The name of Johann Sebastian Bach is synonymous with musical genius. In conservatory and college classrooms around the globe, his works are used as a blueprint for studying harmony. His death in 1750 would inspire historians to mark this year as the end of the baroque period. In fact, Bach’s music was “out of fashion” in the decades preceding his demise – and yet, he indefatigably pursued his signature complex, polyphonic style in a time when audiences were craving simplicity. During this program, Professor Gil Harel will delve into the musical Zeitgeist of a European society that was fast embracing the tenets of the Enlightenment. Swimming against this inexorable current, J.S. Bach created iconic works such as the Goldberg Variations, The Art of the Fugue, The Musical Offering, and more. Using a multidisciplinary approach, Dr.
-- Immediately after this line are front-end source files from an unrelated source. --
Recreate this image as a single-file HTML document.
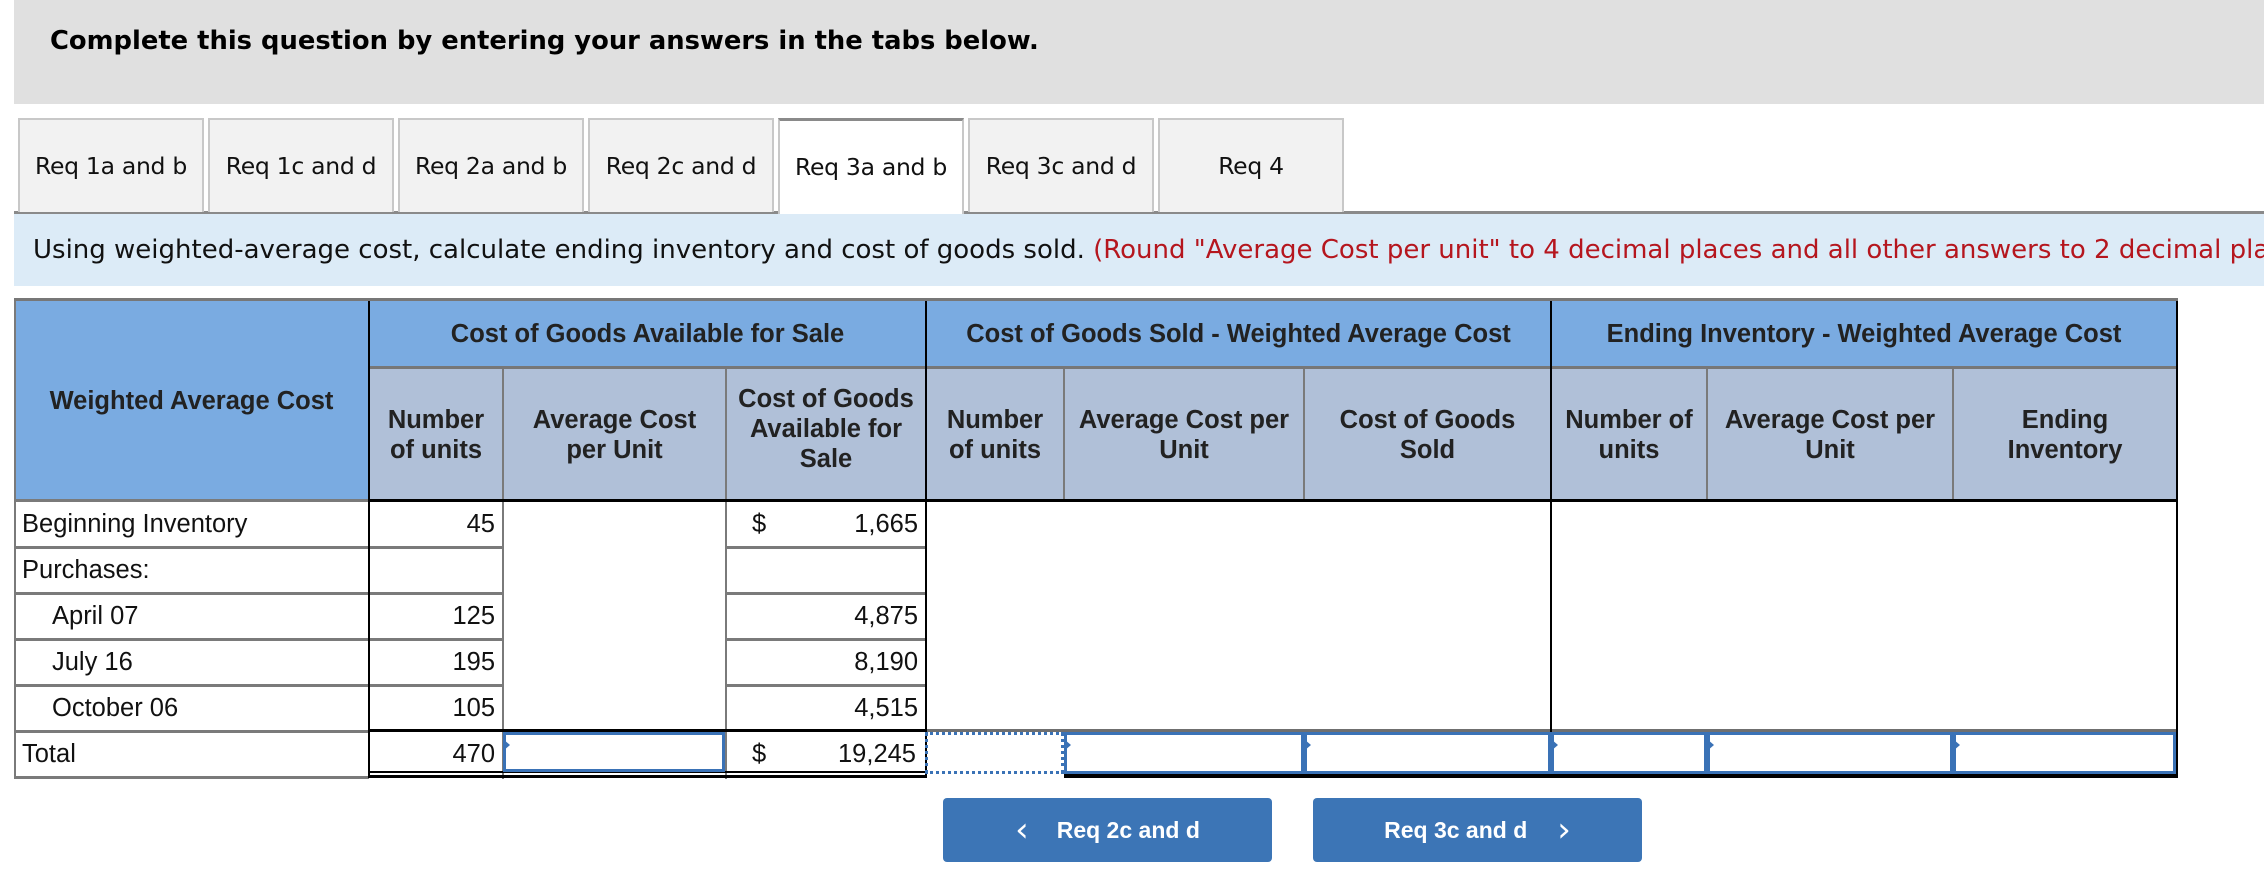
<!DOCTYPE html>
<html><head><meta charset="utf-8"><style>
*{margin:0;padding:0;box-sizing:border-box}
body{width:2264px;height:878px;background:#fff;position:relative;overflow:hidden;font-family:"Liberation Sans",Arial,sans-serif;color:#222}
.a{position:absolute}
.tab{position:absolute;top:118px;height:94px;width:186px;background:#f2f2f2;border:2px solid #c8c8c8;border-bottom:none;font-family:"DejaVu Sans",Verdana,sans-serif;font-size:23.5px;color:#111;display:flex;align-items:center;justify-content:center;white-space:nowrap;letter-spacing:-0.3px}
.hd{position:absolute;background:#b0c0d8;font-weight:bold;font-size:25.5px;color:#222;display:flex;align-items:center;justify-content:center;text-align:center;line-height:30px;white-space:nowrap}
.h1{position:absolute;background:#7aabe1;font-weight:bold;font-size:25.5px;color:#222;display:flex;align-items:center;justify-content:center;text-align:center;white-space:nowrap}
.vl{position:absolute;width:2px;background:#7a7a7a}
.vb{position:absolute;width:2px;background:#000}
.hl{position:absolute;height:3px;background:#7a7a7a}
.t{position:absolute;font-size:25.5px;line-height:46px;color:#111;white-space:nowrap}
.r{text-align:right}
.inp{position:absolute;border:3px solid #3a72b6;background:#fff}
.inp:before{content:"";position:absolute;left:-3px;top:4px;border-left:7px solid #3a72b6;border-top:6px solid transparent;border-bottom:6px solid transparent}
.btn{position:absolute;top:798px;height:64px;background:#3c75b6;border-radius:4px;color:#fff;font-weight:bold;font-size:23px;display:flex;align-items:center;justify-content:center}
.ch{font-weight:normal;font-size:34px;font-family:"DejaVu Sans",sans-serif;line-height:30px}
</style></head><body>
<div class="a" style="left:14px;top:0;width:2250px;height:104px;background:#e0e0e0"></div>
<div class="a" style="left:50px;top:26px;font-family:'DejaVu Sans',Verdana,sans-serif;font-weight:bold;font-size:25.8px;color:#000;white-space:nowrap">Complete this question by entering your answers in the tabs below.</div>

<div class="a" style="left:14px;top:211px;width:2250px;height:3px;background:#8a8a8a"></div>
<div class="tab" style="left:18px">Req 1a and b</div>
<div class="tab" style="left:208px">Req 1c and d</div>
<div class="tab" style="left:398px">Req 2a and b</div>
<div class="tab" style="left:588px">Req 2c and d</div>
<div class="tab" style="left:778px;background:#fff;border-top:3px solid #8a8a8a;height:97px;padding-bottom:3px">Req 3a and b</div>
<div class="tab" style="left:968px">Req 3c and d</div>
<div class="tab" style="left:1158px">Req 4</div>

<div class="a" style="left:14px;top:214px;width:2250px;height:72px;background:#dcebf7"></div>
<div class="a" style="left:33px;top:235px;font-family:'DejaVu Sans',Verdana,sans-serif;font-size:26px;white-space:nowrap;color:#111">Using weighted-average cost, calculate ending inventory and cost of goods sold. <span style="color:#b5161e">(Round "Average Cost per unit" to 4 decimal places and all other answers to 2 decimal places.)</span></div>

<!-- header -->
<div class="a" style="left:14px;top:298px;width:2164px;height:3px;background:#777"></div>
<div class="h1" style="left:14px;top:301px;width:355px;height:200px">Weighted Average Cost</div>
<div class="h1" style="left:369px;top:301px;width:557px;height:66px">Cost of Goods Available for Sale</div>
<div class="h1" style="left:926px;top:301px;width:625px;height:66px">Cost of Goods Sold - Weighted Average Cost</div>
<div class="h1" style="left:1551px;top:301px;width:626px;height:66px">Ending Inventory - Weighted Average Cost</div>
<div class="a" style="left:369px;top:366px;width:1808px;height:3px;background:#777"></div>
<div class="hd" style="left:369px;top:369px;width:134px;height:131px">Number<br>of units</div>
<div class="hd" style="left:503px;top:369px;width:223px;height:131px">Average Cost<br>per Unit</div>
<div class="hd" style="left:726px;top:369px;width:200px;height:131px;padding-bottom:12px">Cost of Goods<br>Available for<br>Sale</div>
<div class="hd" style="left:926px;top:369px;width:138px;height:131px">Number<br>of units</div>
<div class="hd" style="left:1064px;top:369px;width:240px;height:131px">Average Cost per<br>Unit</div>
<div class="hd" style="left:1304px;top:369px;width:247px;height:131px">Cost of Goods<br>Sold</div>
<div class="hd" style="left:1551px;top:369px;width:156px;height:131px">Number of<br>units</div>
<div class="hd" style="left:1707px;top:369px;width:246px;height:131px">Average Cost per<br>Unit</div>
<div class="hd" style="left:1953px;top:369px;width:224px;height:131px">Ending<br>Inventory</div>
<div class="vl" style="left:502px;top:369px;height:410px"></div>
<div class="vl" style="left:725px;top:369px;height:410px"></div>
<div class="vl" style="left:1063px;top:369px;height:132px"></div>
<div class="vl" style="left:1303px;top:369px;height:132px"></div>
<div class="vl" style="left:1706px;top:369px;height:132px"></div>
<div class="vl" style="left:1952px;top:369px;height:132px"></div>
<div class="a" style="left:369px;top:499px;width:1808px;height:3px;background:#000"></div>
<div class="a" style="left:14px;top:499px;width:355px;height:3px;background:#7a7a7a"></div>

<!-- body lines -->
<div class="vl" style="left:14px;top:301px;height:477px"></div>
<div class="hl" style="left:14px;top:546px;width:355px"></div>
<div class="hl" style="left:14px;top:592px;width:355px"></div>
<div class="hl" style="left:14px;top:638px;width:355px"></div>
<div class="hl" style="left:14px;top:684px;width:355px"></div>
<div class="hl" style="left:14px;top:730px;width:355px"></div>
<div class="hl" style="left:14px;top:776px;width:355px"></div>
<div class="hl" style="left:369px;top:546px;width:134px"></div>
<div class="hl" style="left:369px;top:592px;width:134px"></div>
<div class="hl" style="left:369px;top:638px;width:134px"></div>
<div class="hl" style="left:369px;top:684px;width:134px"></div>
<div class="hl" style="left:726px;top:546px;width:200px"></div>
<div class="hl" style="left:726px;top:592px;width:200px"></div>
<div class="hl" style="left:726px;top:638px;width:200px"></div>
<div class="hl" style="left:726px;top:684px;width:200px"></div>
<div class="a" style="left:369px;top:729px;width:1808px;height:3px;background:#000"></div>
<div class="a" style="left:926px;top:729px;width:1251px;height:3px;background:#6f6f6f"></div>
<div class="vb" style="left:368px;top:301px;height:477px"></div>
<div class="vb" style="left:925px;top:301px;height:477px;width:2px"></div>
<div class="vb" style="left:1550px;top:301px;height:477px"></div>
<div class="vb" style="left:2176px;top:301px;height:477px"></div>
<div class="a" style="left:369px;top:771px;width:557px;height:2px;background:#000"></div>
<div class="a" style="left:369px;top:775px;width:557px;height:3px;background:#000"></div>
<div class="a" style="left:1064px;top:774px;width:1113px;height:4px;background:#000"></div>

<div class="t" style="left:22px;top:501px">Beginning Inventory</div>
<div class="t" style="left:22px;top:547px">Purchases:</div>
<div class="t" style="left:52px;top:593px">April 07</div>
<div class="t" style="left:52px;top:639px">July 16</div>
<div class="t" style="left:52px;top:685px">October 06</div>
<div class="t" style="left:22px;top:731px">Total</div>
<div class="t r" style="left:369px;width:126px;top:501px">45</div>
<div class="t r" style="left:369px;width:126px;top:593px">125</div>
<div class="t r" style="left:369px;width:126px;top:639px">195</div>
<div class="t r" style="left:369px;width:126px;top:685px">105</div>
<div class="t r" style="left:369px;width:126px;top:731px">470</div>
<div class="t" style="left:752px;top:501px">$</div>
<div class="t" style="left:752px;top:731px">$</div>
<div class="t r" style="left:726px;width:192px;top:501px">1,665</div>
<div class="t r" style="left:726px;width:192px;top:593px">4,875</div>
<div class="t r" style="left:726px;width:192px;top:639px">8,190</div>
<div class="t r" style="left:726px;width:192px;top:685px">4,515</div>
<div class="t r" style="left:726px;width:190px;top:731px">19,245</div>

<div class="inp" style="left:503px;top:732px;width:222px;height:40px"></div>
<div class="a" style="left:925px;top:732px;width:139px;height:42px;border:3px dotted #3a72b6"></div>
<div class="inp" style="left:1064px;top:732px;width:240px;height:42px"></div>
<div class="inp" style="left:1304px;top:732px;width:247px;height:42px"></div>
<div class="inp" style="left:1551px;top:732px;width:156px;height:42px"></div>
<div class="inp" style="left:1707px;top:732px;width:246px;height:42px"></div>
<div class="inp" style="left:1953px;top:732px;width:223px;height:42px"></div>

<div class="btn" style="left:943px;width:329px"><span class="ch" style="margin-right:28px">&#x2039;</span>Req 2c and d</div>
<div class="btn" style="left:1313px;width:329px">Req 3c and d<span class="ch" style="margin-left:30px">&#x203A;</span></div>
</body></html>
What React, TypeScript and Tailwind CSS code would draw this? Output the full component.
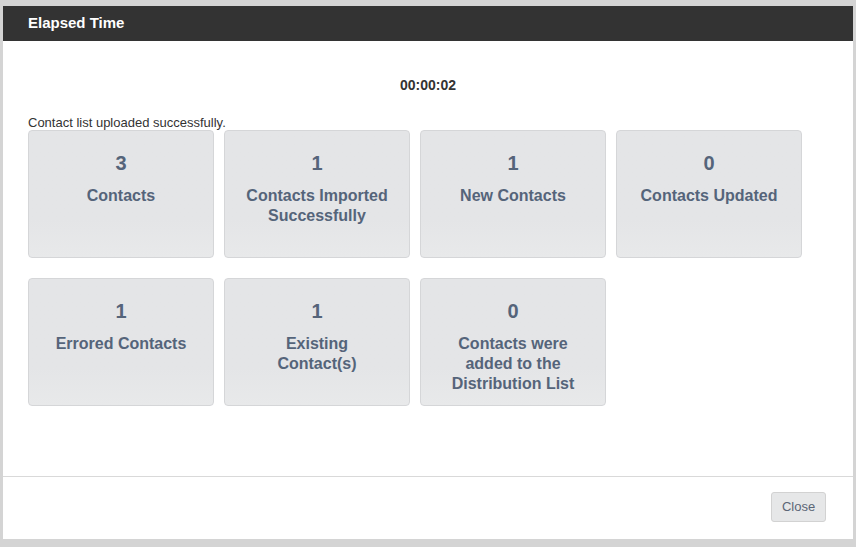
import React from "react";

type Stat = { value: number; label: React.ReactNode };

const stats: Stat[][] = [
  [
    { value: 3, label: "Contacts" },
    { value: 1, label: <>Contacts Imported<br />Successfully</> },
    { value: 1, label: "New Contacts" },
    { value: 0, label: "Contacts Updated" },
  ],
  [
    { value: 1, label: "Errored Contacts" },
    { value: 1, label: <>Existing<br />Contact(s)</> },
    { value: 0, label: <>Contacts were<br />added to the<br />Distribution List</> },
  ],
];

// single stat tile
const StatCard = ({ value, label }: Stat) => (
  <div className="w-[186px] h-[128px] rounded-[4px] border border-[#d5d6d8] bg-gradient-to-b from-[#e4e5e7] from-70% to-[#e8e9ea] flex flex-col items-center pt-[20px] text-[#55647a] font-bold">
    <div className="text-[20px] leading-[24px]">{value}</div>
    <div className="mt-[11px] text-[16px] leading-[20px] text-center">{label}</div>
  </div>
);

export default function App() {
  return (
    <div
      className="h-[547px] w-[856px] bg-[#d4d4d4] flex flex-col pt-[6px] pl-[3px] pr-[3px] pb-[8px] overflow-hidden"
      style={{ fontFamily: '"Liberation Sans", Arial, sans-serif' }}
    >
      <div className="flex-1 bg-white flex flex-col">
        <header className="h-[35px] bg-[#333333] flex items-center px-[25px]">
          <h1 className="text-white text-[15px] font-bold">Elapsed Time</h1>
        </header>

        <main className="flex-1 px-[25px] pt-[34px]">
          <div className="text-center text-[14px] leading-[20px] font-bold text-[#333]">00:00:02</div>
          <p className="mt-[20px] text-[13px] leading-[15px] text-[#333]">Contact list uploaded successfully.</p>
          <div className="flex flex-col gap-[20px]">
            {stats.map((row, i) => (
              <div key={i} className="flex gap-[10px]">
                {row.map((s, j) => (
                  <StatCard key={j} value={s.value} label={s.label} />
                ))}
              </div>
            ))}
          </div>
        </main>

        <footer className="h-[63px] border-t border-[#d9d9d9] flex justify-end items-start pt-[15px] pr-[27px]">
          <button
            type="button"
            className="w-[55px] h-[30px] rounded-[3px] border border-[#d2d2d2] bg-[#e6e7e8] text-[13px] text-[#5b6676]"
          >
            Close
          </button>
        </footer>
      </div>
    </div>
  );
}
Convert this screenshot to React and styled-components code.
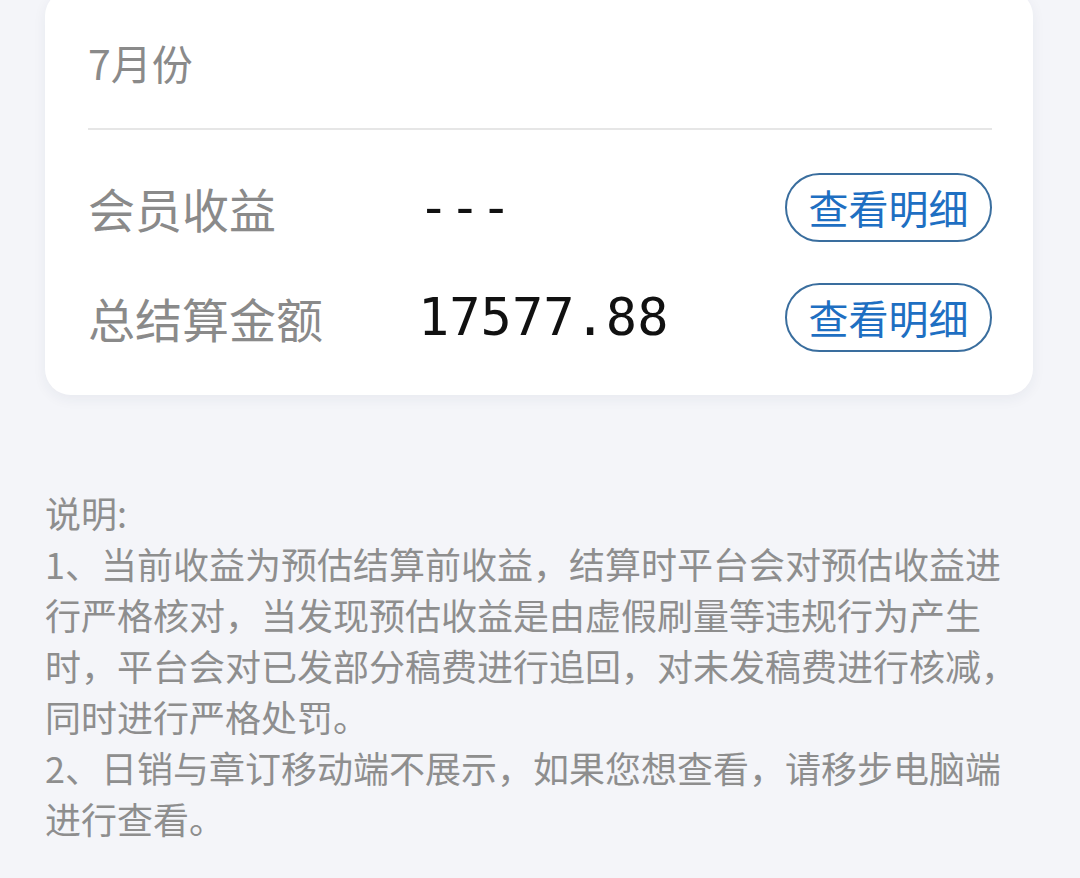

Harel will analyze selected works and discuss the legacy of a composer who continues to inspire listeners in a way that Bach himself surely could never have fathomed.
- How did Bach’s religious convictions (i.e., those of a Pietist Lutheran) shape his attitude towards music?
- What are the features of the “galant style,” and how can we suppose Bach felt about it?
- What was the significance of Bach’s meeting with Frederick the Great in 1747?
- How did the role of the artist change throughout the 18th century?